5 questions to Roberto Coda Zabetta
Qu. Black and white, informal brushstrokes, large format: where does all this energy come from?
A. From suffering and from a continuous desire for nourishment.
Qu. Why did you never take the final step towards informal art?
A. That’s like asking a jazz musician why he has never moved into classical music or a motorcyclist why he doesn’t drive a car. The final transition is what remains at the end of the work; the final form is my maximum expression for remembering and in order to be able to be silent.
Qu. There are Italian painters with vigorous brushwork who seek to maintain the recognizability of the subject and use a technique to conceal this effort. You on the other hand do not seem at all worried about showing things as they are: your painted faces are disordered.

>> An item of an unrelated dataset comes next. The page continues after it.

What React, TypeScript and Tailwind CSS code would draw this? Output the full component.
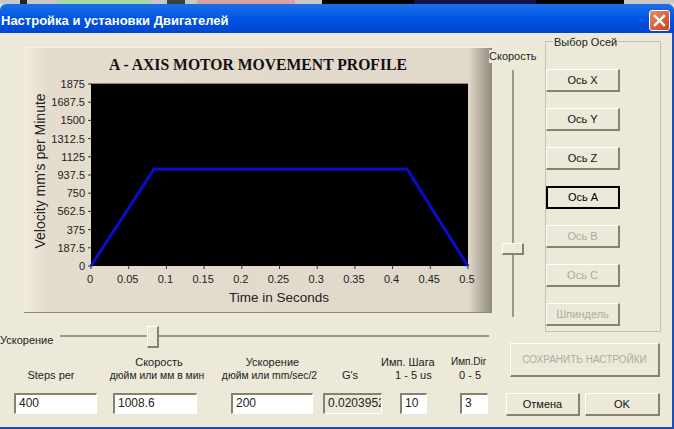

A. My technique is based on speed and action. The final result is a sequence of broad slaps that and they will need to arrive at the complete sobriety between me and a subject I have painted. Understanding is not my business.
Qu. It seems almost impossible not to speak of rhythm, of music and blues for your works…
A. A dear friend of mine sometime ago wrote a whole text on with them, jazz and my work. PPP, Una Pittura da 118a. He defined my painting as a jam session through images, precise blows that cannot be modified, and even compared me to a shrill sound in a manner of Charlie Parker or an a moderate note by Telonious Monk. Quite honestly, I don’t know how I can answer your question, but I do believe that the time spent producing a good painting is similar to that of a musical tempo. I dedicate my last notes to him.
Qu. Your forthcoming exhibition, "Koi and Trinacria", together with Filippo Sciascia at the Indonesian National Gallery, offers many canvases in which the iconography of South-east Asia appears. Why the influence of this culture now?
A. Because I find their creativity, of the ancient sort, quite extraordinary. The definition of action for them represents slowness and wisdom. The need for union arises from the will to seek an aesthetic that goes beyond the enormous cultural and social differences that still create a huge void today.
To be clear, I began studying Koi carp. They have always been a symbol of great virility. The carp is the most courageous of fish and can even swim upstream over rapids. When it is caught and placed on a table to be cut up, Japanese legend declares that the carp does not tremble.
These are the qualities that embody the Yamato Daimashi, the Japanese spirit. Today my research is on China and Indonesia. Beyond there is always and only the face. The fundamental symbol for my existence. Perhaps, wisdom.